Rows from a dataset of pages and code:
= = =
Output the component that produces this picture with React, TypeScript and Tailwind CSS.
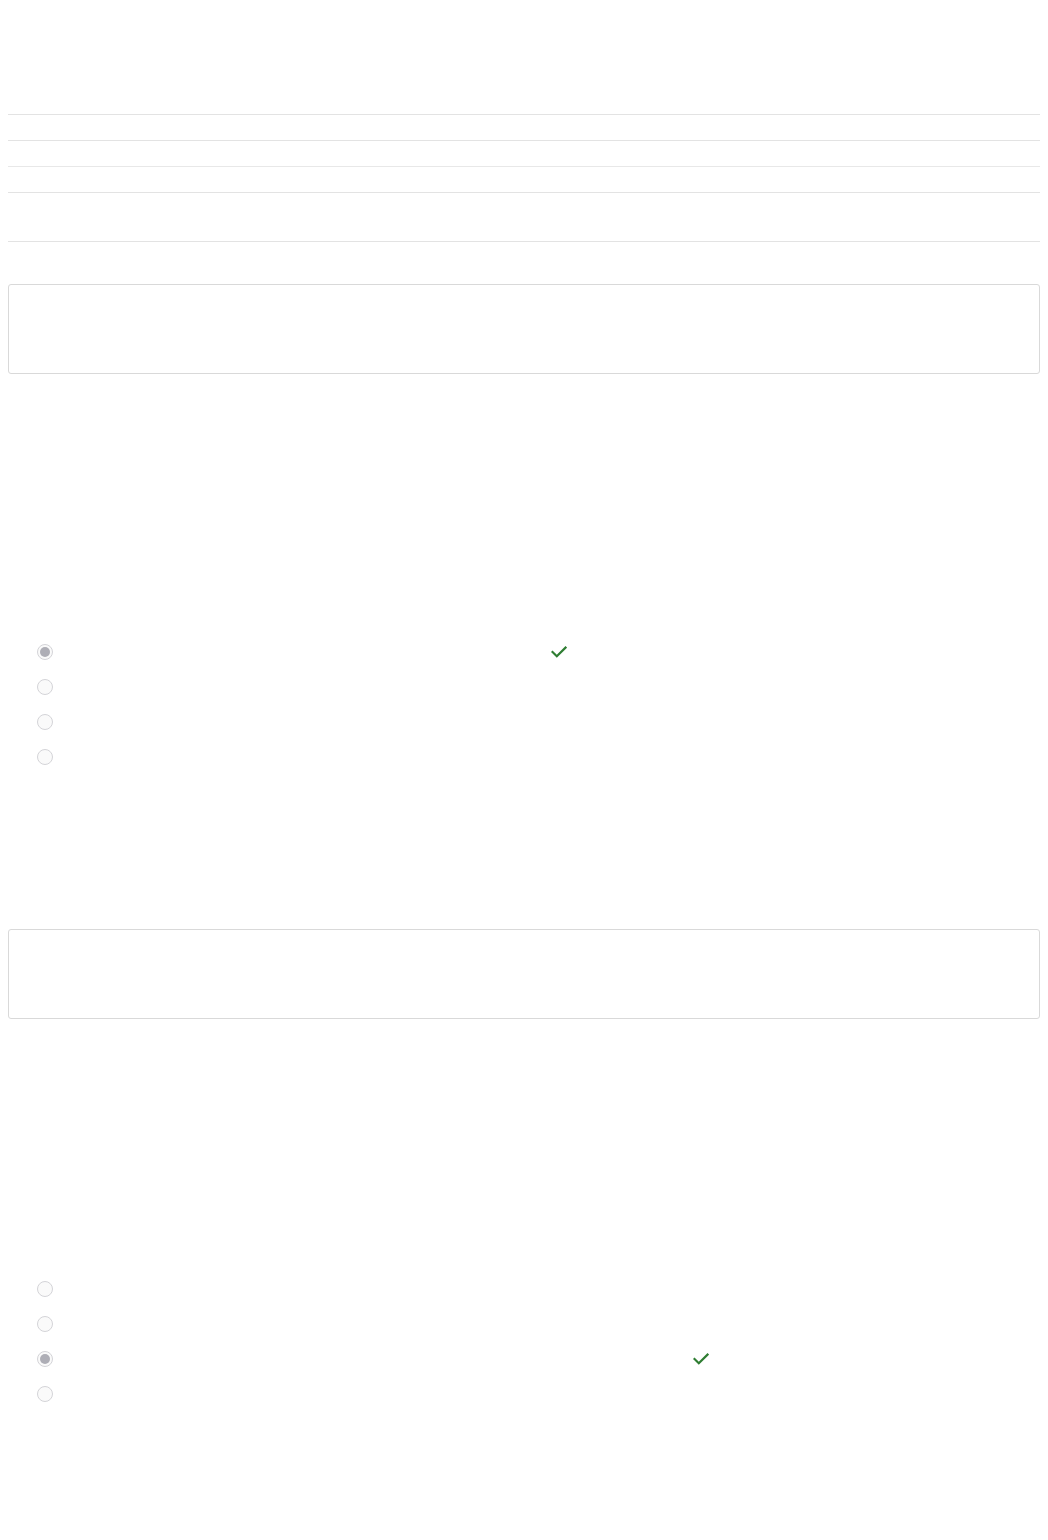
const groups = [
  { checked: 0, checkGap: 'ml-[498px]' },
  { checked: 2, checkGap: 'ml-[640px]' },
];

function Check() {
  return (
    <svg width="16" height="16" viewBox="0 0 16 16" fill="none" className="shrink-0">
      <polyline points="1.5,8 5.8,12.2 14.5,3.6" stroke="#2e7d32" strokeWidth="2.2" strokeLinecap="square" />
    </svg>
  );
}

function Radio({ on }: { on: boolean }) {
  return (
    <span className="w-4 h-4 shrink-0 rounded-full border border-[#d4d4d8] bg-[#fafafa] flex items-center justify-center">
      {on && <span className="w-[10px] h-[10px] rounded-full bg-[#aeaeb6]" />}
    </span>
  );
}

function Options({ checked, checkGap }: { checked: number; checkGap: string }) {
  return (
    <div className="flex flex-col pl-[29px]">
      {[0, 1, 2, 3].map((i) => (
        <div key={i} className="h-[35px] flex items-center">
          <Radio on={i === checked} />
          {i === checked && (
            <span className={checkGap}>
              <Check />
            </span>
          )}
        </div>
      ))}
    </div>
  );
}

function Answer() {
  return <div className="h-[90px] rounded-[3px] border border-[#d9d9d9] bg-white" />;
}

export default function App() {
  return (
    <div className="min-h-[1540px] bg-white px-2 pt-[114px] font-['Liberation_Sans',sans-serif] text-white">
      <div className="flex flex-col">
        <div className="h-[26px] border-t border-[#e3e3e3]" />
        <div className="h-[26px] border-t border-[#e3e3e3]" />
        <div className="h-[26px] border-t border-[#e8e8e8]" />
        <div className="h-[50px] border-t border-b border-[#e3e3e3]" />
      </div>
      <div className="mt-[42px]">
        <Answer />
      </div>
      <div className="mt-[260px]">
        <Options {...groups[0]} />
      </div>
      <div className="mt-[155px]">
        <Answer />
      </div>
      <div className="mt-[252px]">
        <Options {...groups[1]} />
      </div>
    </div>
  );
}
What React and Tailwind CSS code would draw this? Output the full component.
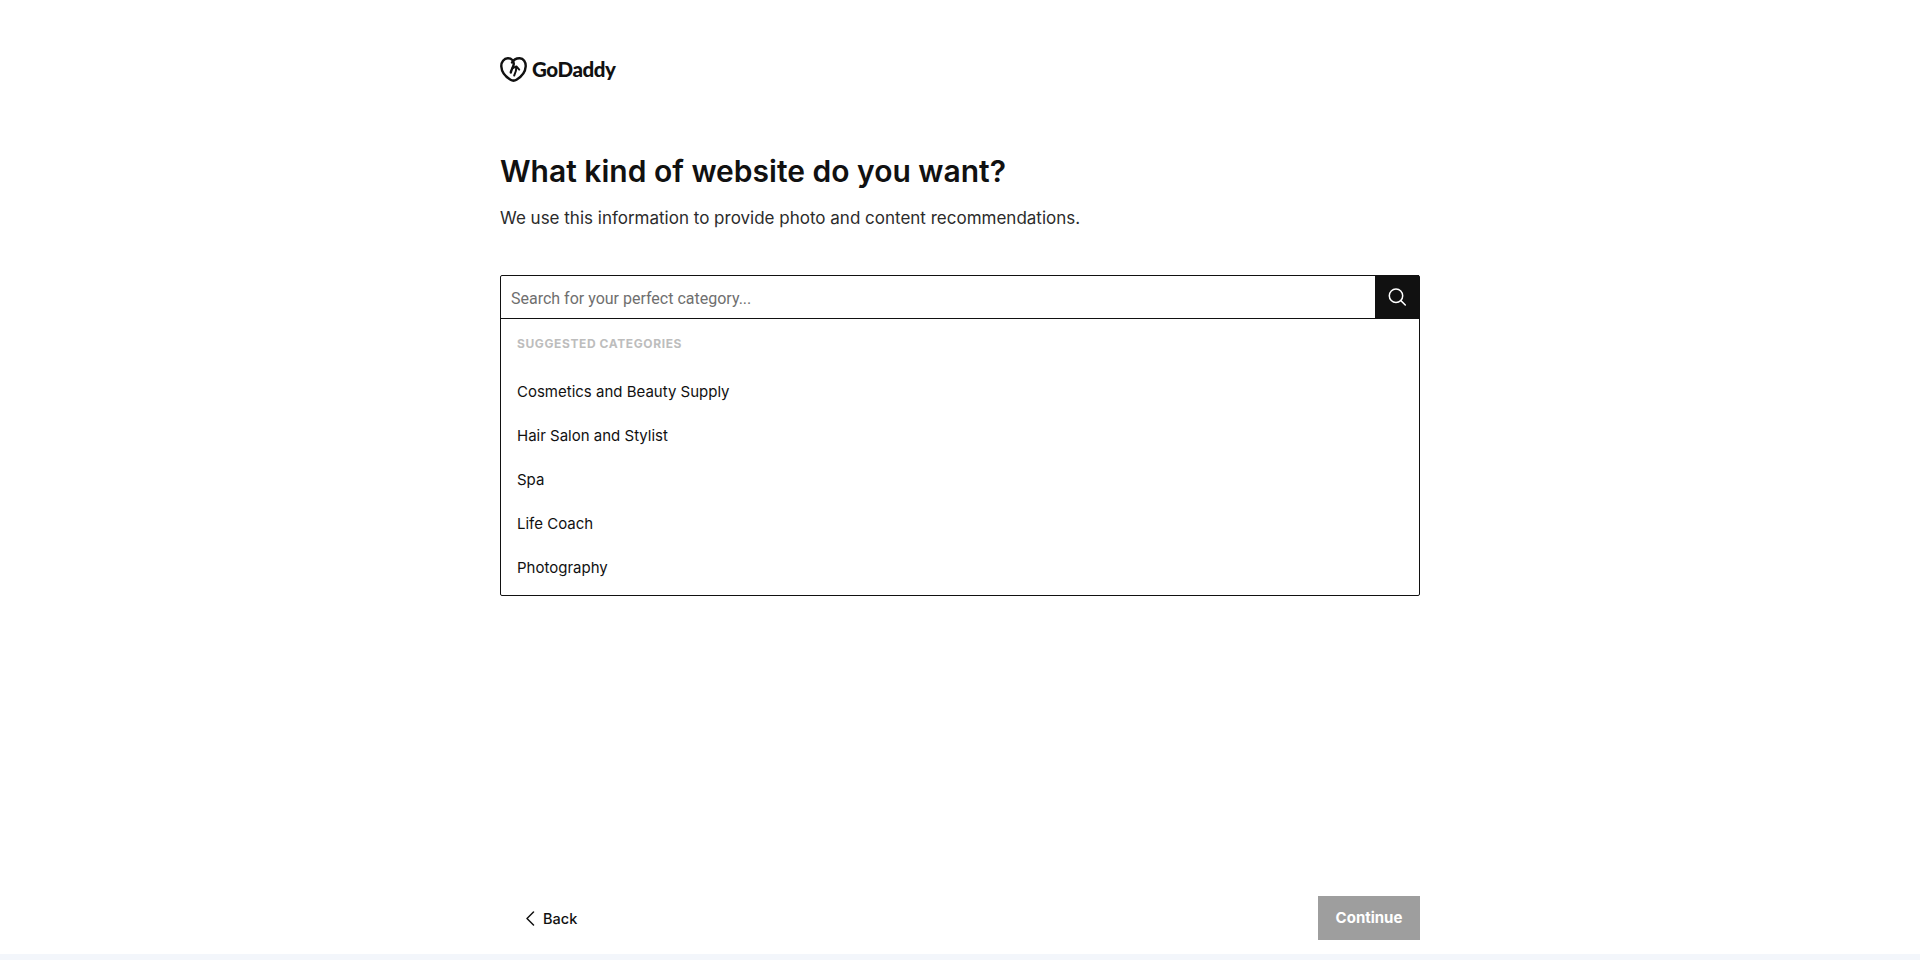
import React from "react";

const items = ["Cosmetics and Beauty Supply", "Hair Salon and Stylist", "Spa", "Life Coach", "Photography"];

function Heart() {
  return (
    <svg width="27" height="25" viewBox="0 0 27 25" fill="none" stroke="#111111" strokeWidth="2.4" strokeLinecap="round" strokeLinejoin="round" className="shrink-0">
      <path d="M13.5 23.6c-1 0-2-.3-3-.9C5.6 19.8 1.6 14.6 1.3 9.4 1.1 4.9 4 1.4 7.8 1.3c3.8-.1 6.4 2.7 5.9 6.2-.4 2.7-2.6 5.4-2.9 8" />
      <path d="M13.5 23.6c1 0 2-.3 3-.9 4.9-2.9 8.9-8.1 9.2-13.3.2-4.5-2.2-8-6-8.1-3.6-.1-6.2 1.5-7.7 4.2" />
      <path d="M14.2 18.5c1.4-2.8 2.2-5.8 2.2-8.8M12.2 11.4l4.2-2 2.8 3.2" strokeWidth="2" />
    </svg>
  );
}

export default function App() {
  return (
    <div className="h-[960px] flex flex-col bg-white text-[#111111] font-['Inter',sans-serif]">
      <main className="flex-1 w-[920px] mx-auto flex flex-col">
        <div className="h-[25px] mt-[57px] flex items-center gap-[5px]">
          <Heart />
          <span className="font-['Lato',sans-serif] font-black text-[20.5px] leading-none tracking-[-0.4px]">GoDaddy</span>
        </div>
        <h1 className="mt-[70px] text-[30px] leading-[38px] font-semibold">What kind of website do you want?</h1>
        <p className="mt-[16px] text-[17px] leading-6 text-[#2b2b2b]">We use this information to provide photo and content recommendations.</p>
        <div className="mt-[45px] border border-[#111111] rounded-[2px] h-[321px] flex flex-col">
          <div className="flex h-[43px] border-b border-[#111111] shrink-0">
            <div className="flex-1 flex items-center pl-[10px] text-[16px] text-[#6f6f6f] font-['Roboto',sans-serif] pt-[4px]">Search for your perfect category...</div>
            <div className="w-[44px] bg-[#111111] -my-px flex items-center justify-center">
              <svg width="20" height="20" viewBox="0 0 20 20" fill="none" stroke="white" strokeWidth="1.5" strokeLinecap="round">
                <circle cx="9" cy="8.7" r="6.7" />
                <path d="M13.9 13.6l4.4 4.4" />
              </svg>
            </div>
          </div>
          <div className="px-[16px] pt-[17px] text-[12px] leading-4 font-bold tracking-[0.6px] text-[#bdbdbd]">SUGGESTED CATEGORIES</div>
          <ul className="mt-[18px] pl-[16px]">
            {items.map((t) => (
              <li key={t} className="h-[44px] flex items-center text-[15px]">{t}</li>
            ))}
          </ul>
        </div>
        <div className="mt-auto mb-[14px] h-[44px] flex items-center justify-between">
          <div className="flex items-center pl-[26px] gap-[8px] text-[14.5px] font-medium pt-px">
            <svg width="9" height="15" viewBox="0 0 9 15" fill="none" stroke="#111111" strokeWidth="1.5" strokeLinecap="round" strokeLinejoin="round">
              <path d="M7.5 1L1 7.5 7.5 14" />
            </svg>
            <span>Back</span>
          </div>
          <button className="w-[102px] h-[44px] bg-[#9e9e9e] text-white text-[15px] font-bold">Continue</button>
        </div>
      </main>
      <div className="h-[6px] bg-[#f3f6fb]" />
    </div>
  );
}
= = =
> _What to do_: Copy out each line exactly, without the pictures.

> _Output of the exercise_:
Output the component that produces this picture with React, TypeScript and Tailwind CSS.
const groups = [
  { checked: 0, checkGap: 'ml-[498px]' },
  { checked: 2, checkGap: 'ml-[640px]' },
];

function Check() {
  return (
    <svg width="16" height="16" viewBox="0 0 16 16" fill="none" className="shrink-0">
      <polyline points="1.5,8 5.8,12.2 14.5,3.6" stroke="#2e7d32" strokeWidth="2.2" strokeLinecap="square" />
    </svg>
  );
}

function Radio({ on }: { on: boolean }) {
  return (
    <span className="w-4 h-4 shrink-0 rounded-full border border-[#d4d4d8] bg-[#fafafa] flex items-center justify-center">
      {on && <span className="w-[10px] h-[10px] rounded-full bg-[#aeaeb6]" />}
    </span>
  );
}

function Options({ checked, checkGap }: { checked: number; checkGap: string }) {
  return (
    <div className="flex flex-col pl-[29px]">
      {[0, 1, 2, 3].map((i) => (
        <div key={i} className="h-[35px] flex items-center">
          <Radio on={i === checked} />
          {i === checked && (
            <span className={checkGap}>
              <Check />
            </span>
          )}
        </div>
      ))}
    </div>
  );
}

function Answer() {
  return <div className="h-[90px] rounded-[3px] border border-[#d9d9d9] bg-white" />;
}

export default function App() {
  return (
    <div className="min-h-[1540px] bg-white px-2 pt-[114px] font-['Liberation_Sans',sans-serif] text-white">
      <div className="flex flex-col">
        <div className="h-[26px] border-t border-[#e3e3e3]" />
        <div className="h-[26px] border-t border-[#e3e3e3]" />
        <div className="h-[26px] border-t border-[#e8e8e8]" />
        <div className="h-[50px] border-t border-b border-[#e3e3e3]" />
      </div>
      <div className="mt-[42px]">
        <Answer />
      </div>
      <div className="mt-[260px]">
        <Options {...groups[0]} />
      </div>
      <div className="mt-[155px]">
        <Answer />
      </div>
      <div className="mt-[252px]">
        <Options {...groups[1]} />
      </div>
    </div>
  );
}
What React and Tailwind CSS code would draw this? Output the full component.
import React from "react";

const items = ["Cosmetics and Beauty Supply", "Hair Salon and Stylist", "Spa", "Life Coach", "Photography"];

function Heart() {
  return (
    <svg width="27" height="25" viewBox="0 0 27 25" fill="none" stroke="#111111" strokeWidth="2.4" strokeLinecap="round" strokeLinejoin="round" className="shrink-0">
      <path d="M13.5 23.6c-1 0-2-.3-3-.9C5.6 19.8 1.6 14.6 1.3 9.4 1.1 4.9 4 1.4 7.8 1.3c3.8-.1 6.4 2.7 5.9 6.2-.4 2.7-2.6 5.4-2.9 8" />
      <path d="M13.5 23.6c1 0 2-.3 3-.9 4.9-2.9 8.9-8.1 9.2-13.3.2-4.5-2.2-8-6-8.1-3.6-.1-6.2 1.5-7.7 4.2" />
      <path d="M14.2 18.5c1.4-2.8 2.2-5.8 2.2-8.8M12.2 11.4l4.2-2 2.8 3.2" strokeWidth="2" />
    </svg>
  );
}

export default function App() {
  return (
    <div className="h-[960px] flex flex-col bg-white text-[#111111] font-['Inter',sans-serif]">
      <main className="flex-1 w-[920px] mx-auto flex flex-col">
        <div className="h-[25px] mt-[57px] flex items-center gap-[5px]">
          <Heart />
          <span className="font-['Lato',sans-serif] font-black text-[20.5px] leading-none tracking-[-0.4px]">GoDaddy</span>
        </div>
        <h1 className="mt-[70px] text-[30px] leading-[38px] font-semibold">What kind of website do you want?</h1>
        <p className="mt-[16px] text-[17px] leading-6 text-[#2b2b2b]">We use this information to provide photo and content recommendations.</p>
        <div className="mt-[45px] border border-[#111111] rounded-[2px] h-[321px] flex flex-col">
          <div className="flex h-[43px] border-b border-[#111111] shrink-0">
            <div className="flex-1 flex items-center pl-[10px] text-[16px] text-[#6f6f6f] font-['Roboto',sans-serif] pt-[4px]">Search for your perfect category...</div>
            <div className="w-[44px] bg-[#111111] -my-px flex items-center justify-center">
              <svg width="20" height="20" viewBox="0 0 20 20" fill="none" stroke="white" strokeWidth="1.5" strokeLinecap="round">
                <circle cx="9" cy="8.7" r="6.7" />
                <path d="M13.9 13.6l4.4 4.4" />
              </svg>
            </div>
          </div>
          <div className="px-[16px] pt-[17px] text-[12px] leading-4 font-bold tracking-[0.6px] text-[#bdbdbd]">SUGGESTED CATEGORIES</div>
          <ul className="mt-[18px] pl-[16px]">
            {items.map((t) => (
              <li key={t} className="h-[44px] flex items-center text-[15px]">{t}</li>
            ))}
          </ul>
        </div>
        <div className="mt-auto mb-[14px] h-[44px] flex items-center justify-between">
          <div className="flex items-center pl-[26px] gap-[8px] text-[14.5px] font-medium pt-px">
            <svg width="9" height="15" viewBox="0 0 9 15" fill="none" stroke="#111111" strokeWidth="1.5" strokeLinecap="round" strokeLinejoin="round">
              <path d="M7.5 1L1 7.5 7.5 14" />
            </svg>
            <span>Back</span>
          </div>
          <button className="w-[102px] h-[44px] bg-[#9e9e9e] text-white text-[15px] font-bold">Continue</button>
        </div>
      </main>
      <div className="h-[6px] bg-[#f3f6fb]" />
    </div>
  );
}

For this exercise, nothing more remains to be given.